>> start Supplied data
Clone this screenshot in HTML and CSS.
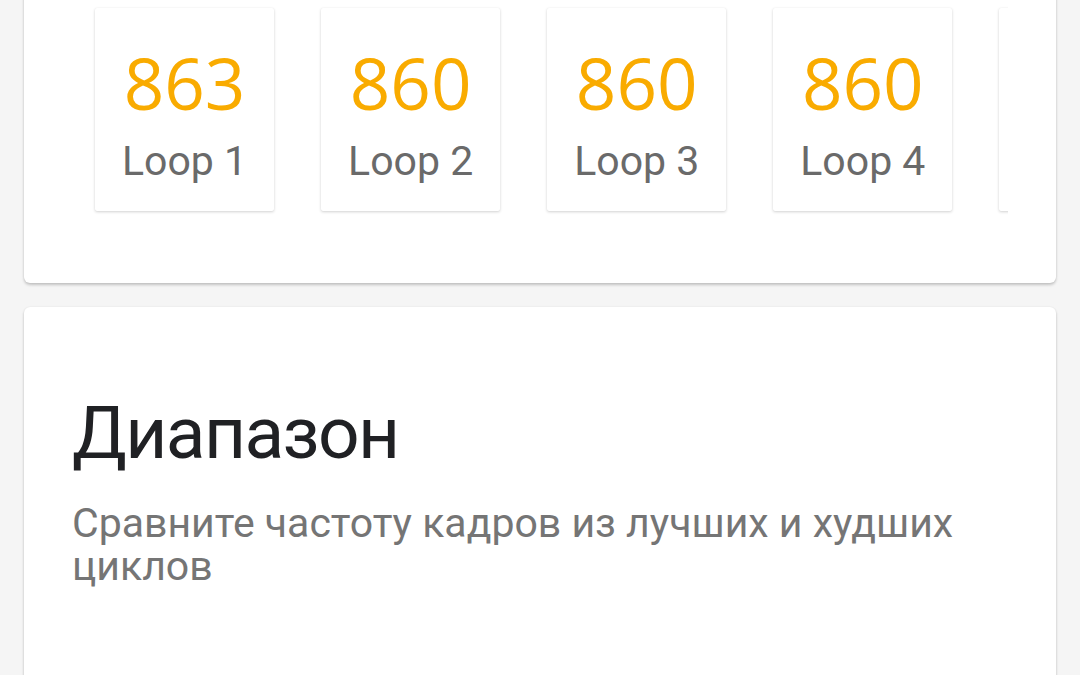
FILE: index.html
```html
<!DOCTYPE html>
<html lang="ru">
<head>
<meta charset="utf-8">
<link rel="stylesheet" href="styles.css">
</head>
<body>
<div class="page">
  <section class="card card-loops">
    <div class="loops">
      <div class="tile"><div class="num">863</div><div class="lbl">Loop 1</div></div>
      <div class="tile"><div class="num">860</div><div class="lbl">Loop 2</div></div>
      <div class="tile"><div class="num">860</div><div class="lbl">Loop 3</div></div>
      <div class="tile"><div class="num">860</div><div class="lbl">Loop 4</div></div>
      <div class="tile"><div class="num">860</div><div class="lbl">Loop 5</div></div>
    </div>
  </section>
  <section class="card card-range">
    <h2 class="title">Диапазон</h2>
    <p class="desc">Сравните частоту кадров из лучших и худших циклов</p>
  </section>
</div>
</body>
</html>
```
FILE: styles.css
```css
html, body {
  margin: 0;
  padding: 0;
  background: #f5f5f5;
  overflow: hidden;
  height: 675px;
}
.page {
  padding: 0 24px;
  display: flex;
  flex-direction: column;
  gap: 24px;
  font-family: Roboto, "Noto Sans", sans-serif;
}
.card {
  background: #fff;
  border-radius: 6px;
  box-shadow: 0 2px 3px rgba(0,0,0,0.2), 0 0 2px rgba(0,0,0,0.08);
}
.card-loops {
  margin-top: -40px;
  padding: 40px 48px 64px;
}
.loops {
  display: flex;
  overflow: hidden;
  padding: 8px 0 8px 23px;
  gap: 47px;
}
.tile {
  flex: none;
  padding: 27px 27px 26px;
  background: #fff;
  border-radius: 2px;
  box-shadow: 0 1px 3px rgba(0,0,0,0.18), 0 0 1px rgba(0,0,0,0.06);
  text-align: center;
}
.num {
  font-family: "Open Sans", Roboto, sans-serif;
  font-size: 71px;
  line-height: 96px;
  color: #f9ab00;
}
.lbl {
  margin-top: 6px;
  font-size: 41px;
  line-height: 48px;
  color: #6a6a6a;
}
.card-range {
  padding: 84px 48px 120px;
}
.title {
  margin: 0;
  font-weight: 400;
  font-size: 73px;
  letter-spacing: -1.6px;
  line-height: 84px;
  color: #202124;
}
.desc {
  margin: 27px 0 0;
  font-size: 41px;
  line-height: 43px;
  color: #757575;
  max-width: 920px;
}
```
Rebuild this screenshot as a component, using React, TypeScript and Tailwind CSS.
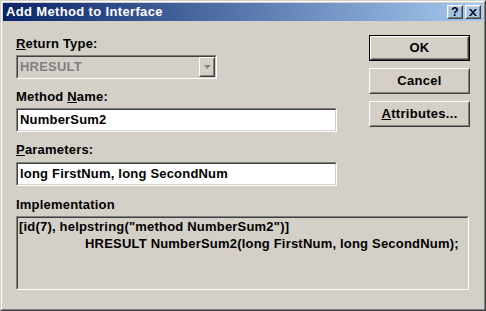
import React from "react";

const F = { fontFamily: '"Liberation Sans", Arial, sans-serif' };

function Sunken({ className = "", inner = "", children }: { className?: string; inner?: string; children?: React.ReactNode }) {
  return (
    <div className={`border border-t-[#808080] border-l-[#808080] border-b-white border-r-white ${className}`}>
      <div className={`h-full border border-t-[#404040] border-l-[#404040] border-b-[#d4d0c8] border-r-[#d4d0c8] ${inner}`}>{children}</div>
    </div>
  );
}

function Raised({ className = "", inner = "", children }: { className?: string; inner?: string; children?: React.ReactNode }) {
  return (
    <div className={`border border-t-white border-l-white border-b-[#404040] border-r-[#404040] ${className}`}>
      <div className={`h-full border border-t-[#d4d0c8] border-l-[#d4d0c8] border-b-[#808080] border-r-[#808080] ${inner}`}>{children}</div>
    </div>
  );
}

function Label({ children, className = "" }: { children: React.ReactNode; className?: string }) {
  return <div className={`h-[16px] leading-[16px] text-[13px] font-bold text-black tracking-[0.2px] ${className}`}>{children}</div>;
}

const btnText = "flex items-center justify-center text-[13px] font-bold text-black tracking-[0.3px]";

export default function App() {
  return (
    <div style={F} className="w-[486px] h-[311px] bg-[#d4d0c8]">
      <div className="w-full h-full border border-t-[#d4d0c8] border-l-[#d4d0c8] border-b-[#404040] border-r-[#404040]">
        <div className="w-full h-full border border-t-white border-l-white border-b-[#808080] border-r-[#808080] p-px flex flex-col">
          {/* Title bar */}
          <div className="h-[18px] flex items-center bg-[linear-gradient(to_right,#0a246a,#a6caf0)] pl-[3px] pr-[2px]">
            <div className="flex-1 text-white font-bold text-[13px] leading-[18px] tracking-[0.35px]">Add Method to Interface</div>
            <Raised className="w-[16px] h-[14px]" inner="flex items-center justify-center text-[12px] font-bold leading-none text-black">?</Raised>
            <Raised className="w-[16px] h-[14px] ml-[2px]" inner="flex items-center justify-center">
              <svg width="8" height="7" viewBox="0 0 8 7">
                <path d="M0 0h2l2 2.5L6 0h2L5 3.5 8 7H6L4 4.5 2 7H0l3-3.5z" fill="#000" />
              </svg>
            </Raised>
          </div>
          {/* Body */}
          <div className="flex-1 flex flex-col px-[13px] pt-[14px]">
            <div className="flex justify-between">
              <div className="flex flex-col pt-px">
                <Label><span className="underline">R</span>eturn Type:</Label>
                <Sunken className="mt-[3px] w-[201px] h-[24px]" inner="flex items-stretch">
                  <div className="flex-1 pl-[2px] text-[13px] font-bold text-[#808080] leading-[20px] tracking-[0.2px]">HRESULT</div>
                  <Raised className="w-[16px]" inner="flex items-center justify-center">
                    <svg width="7" height="5" viewBox="0 0 7 5">
                      <path d="M1 1h6L4 4z" fill="#fff" />
                      <path d="M0 0h7L3.5 4z" fill="#808080" />
                    </svg>
                  </Raised>
                </Sunken>
                <Label className="mt-[10px]">Method <span className="underline">N</span>ame:</Label>
                <Sunken className="mt-[3px] w-[321px] h-[24px]" inner="bg-white pl-[2px] text-[13px] font-bold leading-[20px] tracking-[0.2px] text-black">NumberSum2</Sunken>
                <Label className="mt-[10px]"><span className="underline">P</span>arameters:</Label>
                <Sunken className="mt-[4px] w-[321px] h-[24px]" inner="bg-white pl-[2px] text-[13px] font-bold leading-[20px] tracking-[0.2px] text-black">long FirstNum, long SecondNum</Sunken>
              </div>
              <div className="flex flex-col w-[101px] gap-[7px]">
                <div className="h-[26px] border border-black">
                  <Raised className="h-full" inner={btnText}>OK</Raised>
                </div>
                <Raised className="h-[26px]" inner={btnText}>Cancel</Raised>
                <Raised className="h-[26px]" inner={btnText}><span><span className="underline">A</span>ttributes...</span></Raised>
              </div>
            </div>
            <Label className="mt-[11px]">Implementation</Label>
            <Sunken className="mt-[3px] w-[453px] h-[74px]" inner="text-[13px] font-bold leading-[17px] tracking-[0.2px] text-black pl-px">
              <div>[id(7), helpstring("method NumberSum2")]</div>
              <div className="pl-[66px]">HRESULT NumberSum2(long FirstNum, long SecondNum);</div>
            </Sunken>
          </div>
        </div>
      </div>
    </div>
  );
}
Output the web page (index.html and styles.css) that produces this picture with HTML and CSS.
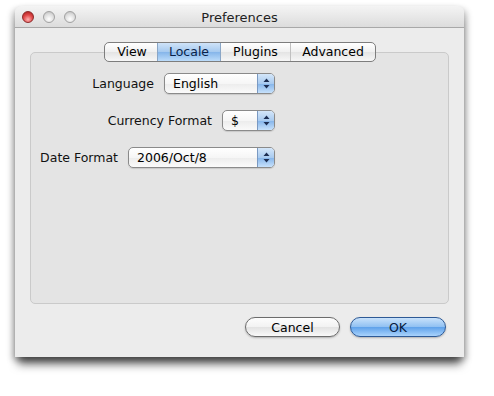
FILE: index.html
```html
<!DOCTYPE html>
<html>
<head>
<meta charset="utf-8">
<link rel="stylesheet" href="styles.css">
</head>
<body>
<div class="window">
  <div class="titlebar">
    <div class="lights">
      <span class="light red"></span>
      <span class="light"></span>
      <span class="light"></span>
    </div>
    <div class="title">Preferences</div>
  </div>
  <div class="content">
    <div class="tabs">
      <span class="tab">View</span>
      <span class="tab sel">Locale</span>
      <span class="tab">Plugins</span>
      <span class="tab">Advanced</span>
    </div>
    <div class="box">
      <div class="rows">
        <div class="row">
          <span class="label">Language</span>
          <span class="popup w-lang"><span class="val">English</span><span class="step"><svg width="7" height="11" viewBox="0 0 7 11"><path d="M3.5 0.5L6.5 4H0.5Z M3.5 10.5L6.5 7H0.5Z" fill="#1d2e52"/></svg></span></span>
        </div>
        <div class="row">
          <span class="label">Currency Format</span>
          <span class="popup w-cur"><span class="val">$</span><span class="step"><svg width="7" height="11" viewBox="0 0 7 11"><path d="M3.5 0.5L6.5 4H0.5Z M3.5 10.5L6.5 7H0.5Z" fill="#1d2e52"/></svg></span></span>
        </div>
        <div class="row">
          <span class="label">Date Format</span>
          <span class="popup w-date"><span class="val">2006/Oct/8</span><span class="step"><svg width="7" height="11" viewBox="0 0 7 11"><path d="M3.5 0.5L6.5 4H0.5Z M3.5 10.5L6.5 7H0.5Z" fill="#1d2e52"/></svg></span></span>
        </div>
      </div>
    </div>
    <div class="buttons">
      <span class="btn">Cancel</span>
      <span class="btn ok">OK</span>
    </div>
  </div>
</div>
</body>
</html>
```
FILE: styles.css
```css
html, body {
  margin: 0;
  padding: 0;
  background: #ffffff;
}
body {
  font-family: "DejaVu Sans", "Liberation Sans", sans-serif;
  font-size: 12.5px;
  color: #000;
  padding: 6px 0 40px 15px;
}
.window {
  width: 449px;
  height: 351px;
  background: #ececec;
  border-radius: 6px 6px 0 0;
  box-shadow: 0 10px 10px -3px rgba(0,0,0,0.6), -3px 3px 6px rgba(0,0,0,0.22), 3px 3px 6px rgba(0,0,0,0.22);
  display: flex;
  flex-direction: column;
  box-sizing: border-box;
}
.titlebar {
  height: 22px;
  border-radius: 6px 6px 0 0;
  background: linear-gradient(#f4f4f4, #dcdcdc);
  border-bottom: 1px solid #a8a8a8;
  display: flex;
  align-items: center;
  position: relative;
  box-sizing: border-box;
}
.lights {
  display: flex;
  gap: 9px;
  padding-left: 7px;
  padding-top: 1px;
}
.light {
  width: 12px;
  height: 12px;
  border-radius: 50%;
  box-sizing: border-box;
  border: 1px solid #a2a2a2;
  background: radial-gradient(circle at 50% 70%, #ffffff 0%, #dedede 55%, #b8b8b8 100%);
}
.light.red {
  border-color: #8c2a2a;
  background: radial-gradient(circle at 50% 75%, #ffb0b0 0%, #e04a4a 50%, #a51717 100%);
}
.title {
  position: absolute;
  left: 0;
  right: 0;
  top: 4px;
  text-align: center;
  font-size: 13px;
  color: #222;
}
.content {
  flex: 1;
  display: flex;
  flex-direction: column;
  padding: 14px 15px 0 15px;
}
.tabs {
  align-self: center;
  display: flex;
  height: 20px;
  box-sizing: border-box;
  border: 1px solid #7d7d7d;
  border-radius: 5px;
  background: linear-gradient(#ffffff, #f0f0f0 50%, #e4e4e4 51%, #f7f7f7);
  position: relative;
  z-index: 1;
  overflow: hidden;
  margin-left: 1px;
}
.tab {
  display: flex;
  align-items: center;
  justify-content: center;
  border-left: 1px solid #c0c0c0;
  line-height: 18px;
  box-sizing: border-box;
}
.tab:first-child {
  border-left: none;
  padding-left: 2px;
}
.tab:nth-child(1) { width: 52px; }
.tab:nth-child(2) { width: 64px; }
.tab:nth-child(3) { width: 69px; }
.tab:nth-child(4) { width: 85px; }
.tab.sel {
  background: linear-gradient(#cfe3f8, #a5c9ef 50%, #85b5ea 51%, #bcdcfa);
  border-left-color: #8aa6c6;
  border-right: 1px solid #8aa6c6;
  color: #0a1f48;
}
.tab.sel + .tab { border-left: none; }
.box {
  margin-top: -10px;
  height: 252px;
  box-sizing: border-box;
  border: 1px solid #cacaca;
  border-radius: 5px;
  background: #e4e4e4;
  padding-top: 20px;
}
.rows {
  width: 244px;
  display: flex;
  flex-direction: column;
  gap: 16px;
}
.row {
  display: flex;
  justify-content: flex-end;
  align-items: center;
  gap: 10px;
  height: 21px;
}
.label {
  color: #111;
}
.popup {
  height: 21px;
  box-sizing: border-box;
  border: 1px solid #8a8a8a;
  border-radius: 5px;
  background: linear-gradient(#ffffff, #f6f6f6 50%, #ececec 51%, #fafafa);
  display: flex;
  align-items: center;
  overflow: hidden;
  box-shadow: 0 1px 1px rgba(0,0,0,0.12);
}
.val {
  flex: 1;
  padding-left: 8px;
}
.step {
  width: 16px;
  height: 100%;
  border-left: 1px solid #7a99c2;
  background: linear-gradient(#d4e6f9, #a9cbf0 50%, #84b4ea 51%, #c7e1fb);
  display: flex;
  align-items: center;
  justify-content: center;
}
.w-lang { width: 111px; }
.w-cur { width: 53px; }
.w-date { width: 147px; }
.buttons {
  display: flex;
  justify-content: flex-end;
  gap: 10px;
  padding: 13px 3px 0 0;
}
.btn {
  width: 95px;
  height: 20px;
  box-sizing: border-box;
  border: 1px solid #6c6c6c;
  border-radius: 10px;
  background: linear-gradient(#fdfdfd, #f2f2f2 50%, #e2e2e2 51%, #f9f9f9);
  display: flex;
  align-items: center;
  justify-content: center;
  box-shadow: 0 1px 2px rgba(0,0,0,0.25);
}
.btn.ok {
  width: 96px;
  border-color: #2e5a96;
  background: linear-gradient(#c9e2fb, #8fc0f2 50%, #5ea1ea 51%, #a9d3fc);
  color: #061a3d;
}
```
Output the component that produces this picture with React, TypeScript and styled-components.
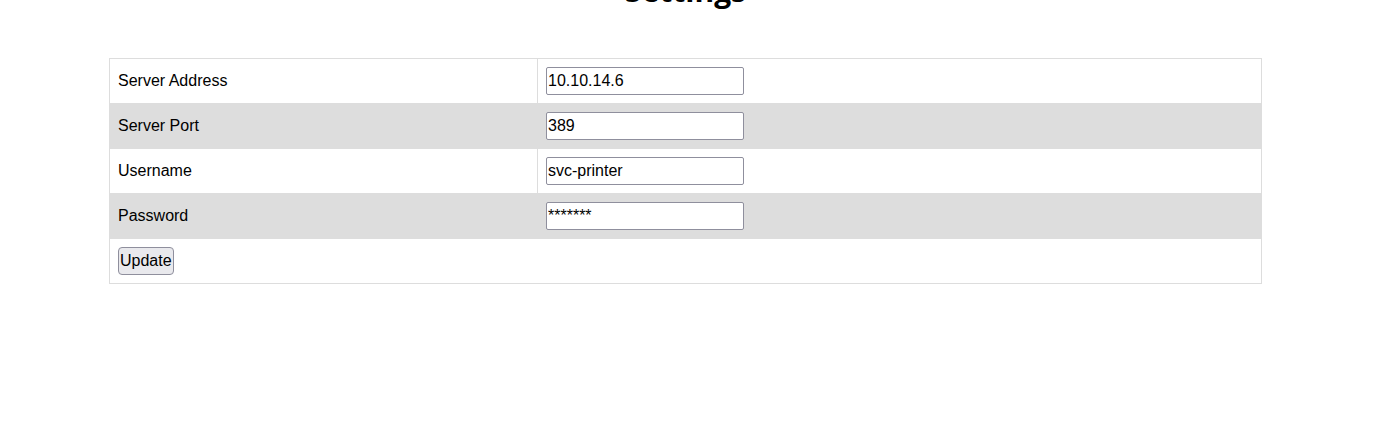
>> end Supplied data
- **Problem**: From the records above, copy exactly the stretch from the line holding "Rebuild this screenshot" through the line holding "items-center justify-center text-[13px]", both ends included, without the pictures.

- **Exercise response**:
Rebuild this screenshot as a component, using React, TypeScript and Tailwind CSS.
import React from "react";

const F = { fontFamily: '"Liberation Sans", Arial, sans-serif' };

function Sunken({ className = "", inner = "", children }: { className?: string; inner?: string; children?: React.ReactNode }) {
  return (
    <div className={`border border-t-[#808080] border-l-[#808080] border-b-white border-r-white ${className}`}>
      <div className={`h-full border border-t-[#404040] border-l-[#404040] border-b-[#d4d0c8] border-r-[#d4d0c8] ${inner}`}>{children}</div>
    </div>
  );
}

function Raised({ className = "", inner = "", children }: { className?: string; inner?: string; children?: React.ReactNode }) {
  return (
    <div className={`border border-t-white border-l-white border-b-[#404040] border-r-[#404040] ${className}`}>
      <div className={`h-full border border-t-[#d4d0c8] border-l-[#d4d0c8] border-b-[#808080] border-r-[#808080] ${inner}`}>{children}</div>
    </div>
  );
}

function Label({ children, className = "" }: { children: React.ReactNode; className?: string }) {
  return <div className={`h-[16px] leading-[16px] text-[13px] font-bold text-black tracking-[0.2px] ${className}`}>{children}</div>;
}

const btnText = "flex items-center justify-center text-[13px] font-bold text-black tracking-[0.3px]";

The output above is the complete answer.